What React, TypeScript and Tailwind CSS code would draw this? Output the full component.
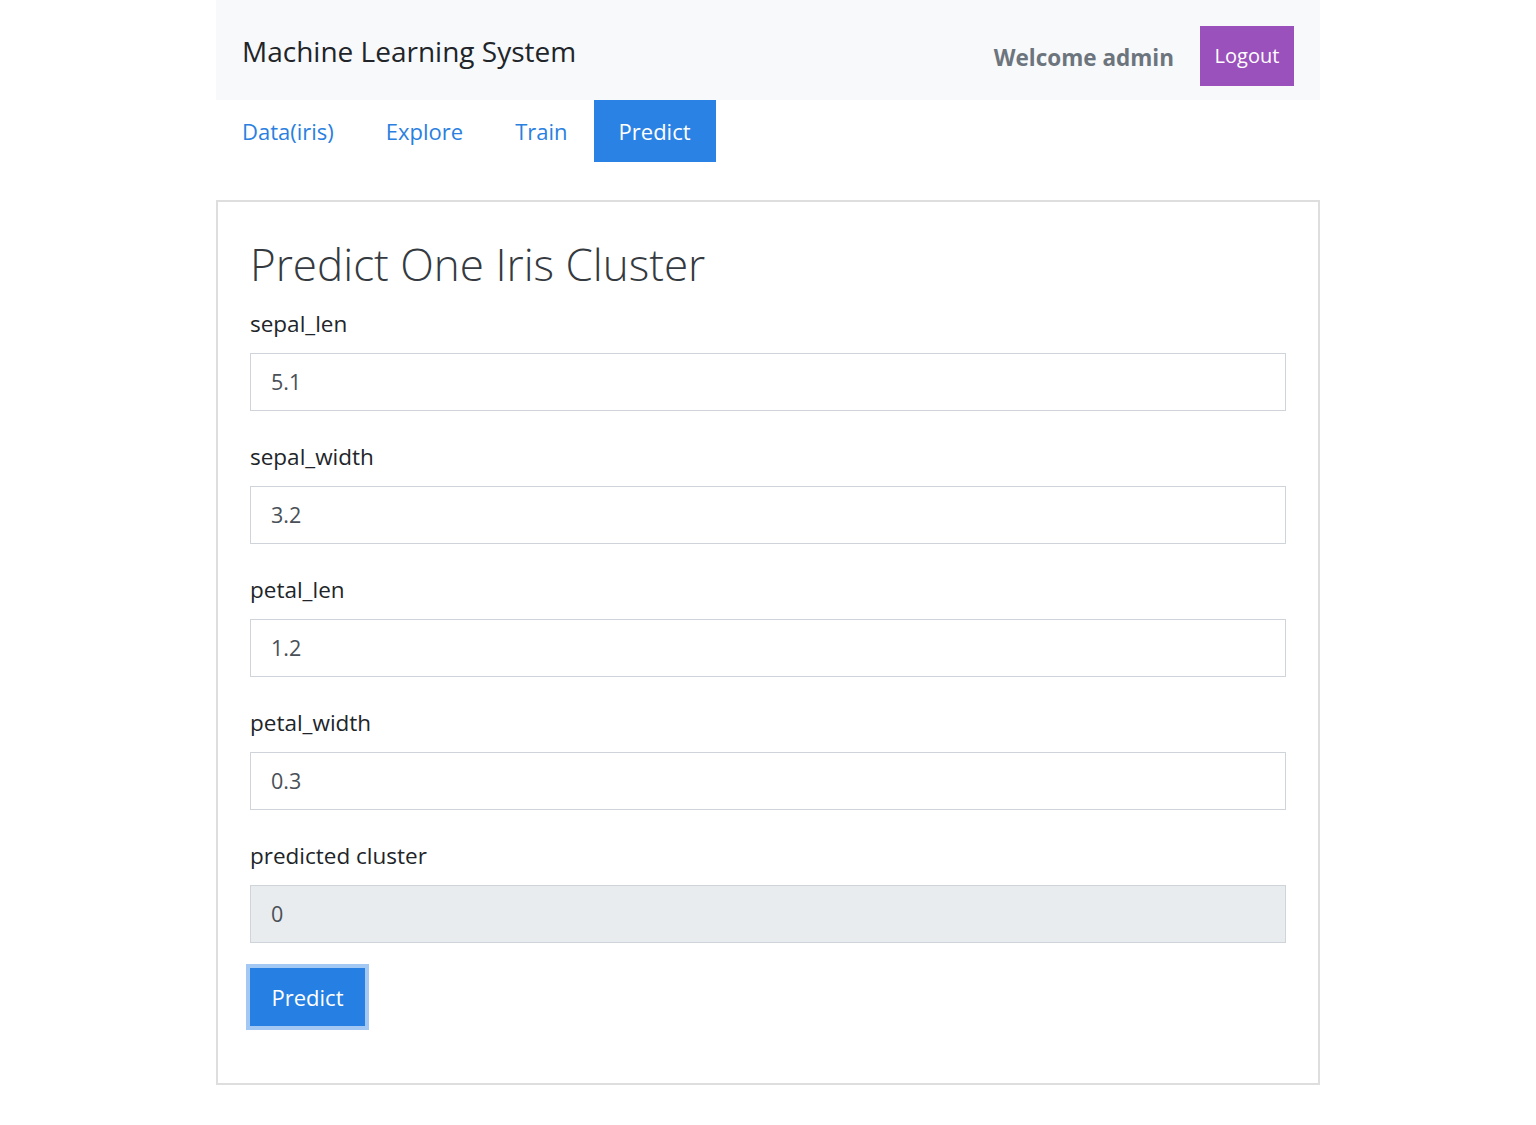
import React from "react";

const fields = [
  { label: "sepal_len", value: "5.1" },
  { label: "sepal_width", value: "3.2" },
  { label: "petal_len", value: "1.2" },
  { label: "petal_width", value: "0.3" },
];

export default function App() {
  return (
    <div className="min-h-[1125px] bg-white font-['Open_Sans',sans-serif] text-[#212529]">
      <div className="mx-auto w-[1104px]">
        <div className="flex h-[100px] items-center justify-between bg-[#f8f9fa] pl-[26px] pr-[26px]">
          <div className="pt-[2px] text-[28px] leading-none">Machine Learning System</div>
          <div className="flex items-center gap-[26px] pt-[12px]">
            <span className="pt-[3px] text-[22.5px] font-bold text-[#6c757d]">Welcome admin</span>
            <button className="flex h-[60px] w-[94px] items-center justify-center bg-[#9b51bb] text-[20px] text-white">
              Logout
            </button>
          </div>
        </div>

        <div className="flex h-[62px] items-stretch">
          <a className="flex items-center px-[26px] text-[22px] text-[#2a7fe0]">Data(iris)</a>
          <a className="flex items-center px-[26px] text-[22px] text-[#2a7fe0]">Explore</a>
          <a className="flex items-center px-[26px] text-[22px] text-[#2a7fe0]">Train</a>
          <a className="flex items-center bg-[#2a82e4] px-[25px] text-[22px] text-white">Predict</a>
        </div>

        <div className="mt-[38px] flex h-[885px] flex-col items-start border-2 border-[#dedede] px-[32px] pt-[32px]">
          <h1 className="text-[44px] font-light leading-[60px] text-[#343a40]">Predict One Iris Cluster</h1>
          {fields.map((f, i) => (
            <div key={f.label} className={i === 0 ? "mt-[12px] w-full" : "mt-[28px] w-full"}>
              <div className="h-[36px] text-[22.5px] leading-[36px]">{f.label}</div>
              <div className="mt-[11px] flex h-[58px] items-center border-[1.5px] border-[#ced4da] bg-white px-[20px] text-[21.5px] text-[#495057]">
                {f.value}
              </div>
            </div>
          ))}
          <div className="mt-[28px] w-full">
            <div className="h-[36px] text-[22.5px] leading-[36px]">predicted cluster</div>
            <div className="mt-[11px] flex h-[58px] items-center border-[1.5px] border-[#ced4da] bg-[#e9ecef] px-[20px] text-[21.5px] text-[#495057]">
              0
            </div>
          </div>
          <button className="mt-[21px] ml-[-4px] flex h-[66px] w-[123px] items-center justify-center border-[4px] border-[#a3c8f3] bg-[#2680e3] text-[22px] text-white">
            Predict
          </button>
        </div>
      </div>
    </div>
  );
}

──────────

#### INSTRUCTION
Every line above should be repeated exactly; pictures stay out of the copy.

#### COMPLETED EXERCISE
What React, TypeScript and Tailwind CSS code would draw this? Output the full component.
import React from "react";

const fields = [
  { label: "sepal_len", value: "5.1" },
  { label: "sepal_width", value: "3.2" },
  { label: "petal_len", value: "1.2" },
  { label: "petal_width", value: "0.3" },
];

export default function App() {
  return (
    <div className="min-h-[1125px] bg-white font-['Open_Sans',sans-serif] text-[#212529]">
      <div className="mx-auto w-[1104px]">
        <div className="flex h-[100px] items-center justify-between bg-[#f8f9fa] pl-[26px] pr-[26px]">
          <div className="pt-[2px] text-[28px] leading-none">Machine Learning System</div>
          <div className="flex items-center gap-[26px] pt-[12px]">
            <span className="pt-[3px] text-[22.5px] font-bold text-[#6c757d]">Welcome admin</span>
            <button className="flex h-[60px] w-[94px] items-center justify-center bg-[#9b51bb] text-[20px] text-white">
              Logout
            </button>
          </div>
        </div>

        <div className="flex h-[62px] items-stretch">
          <a className="flex items-center px-[26px] text-[22px] text-[#2a7fe0]">Data(iris)</a>
          <a className="flex items-center px-[26px] text-[22px] text-[#2a7fe0]">Explore</a>
          <a className="flex items-center px-[26px] text-[22px] text-[#2a7fe0]">Train</a>
          <a className="flex items-center bg-[#2a82e4] px-[25px] text-[22px] text-white">Predict</a>
        </div>

        <div className="mt-[38px] flex h-[885px] flex-col items-start border-2 border-[#dedede] px-[32px] pt-[32px]">
          <h1 className="text-[44px] font-light leading-[60px] text-[#343a40]">Predict One Iris Cluster</h1>
          {fields.map((f, i) => (
            <div key={f.label} className={i === 0 ? "mt-[12px] w-full" : "mt-[28px] w-full"}>
              <div className="h-[36px] text-[22.5px] leading-[36px]">{f.label}</div>
              <div className="mt-[11px] flex h-[58px] items-center border-[1.5px] border-[#ced4da] bg-white px-[20px] text-[21.5px] text-[#495057]">
                {f.value}
              </div>
            </div>
          ))}
          <div className="mt-[28px] w-full">
            <div className="h-[36px] text-[22.5px] leading-[36px]">predicted cluster</div>
            <div className="mt-[11px] flex h-[58px] items-center border-[1.5px] border-[#ced4da] bg-[#e9ecef] px-[20px] text-[21.5px] text-[#495057]">
              0
            </div>
          </div>
          <button className="mt-[21px] ml-[-4px] flex h-[66px] w-[123px] items-center justify-center border-[4px] border-[#a3c8f3] bg-[#2680e3] text-[22px] text-white">
            Predict
          </button>
        </div>
      </div>
    </div>
  );
}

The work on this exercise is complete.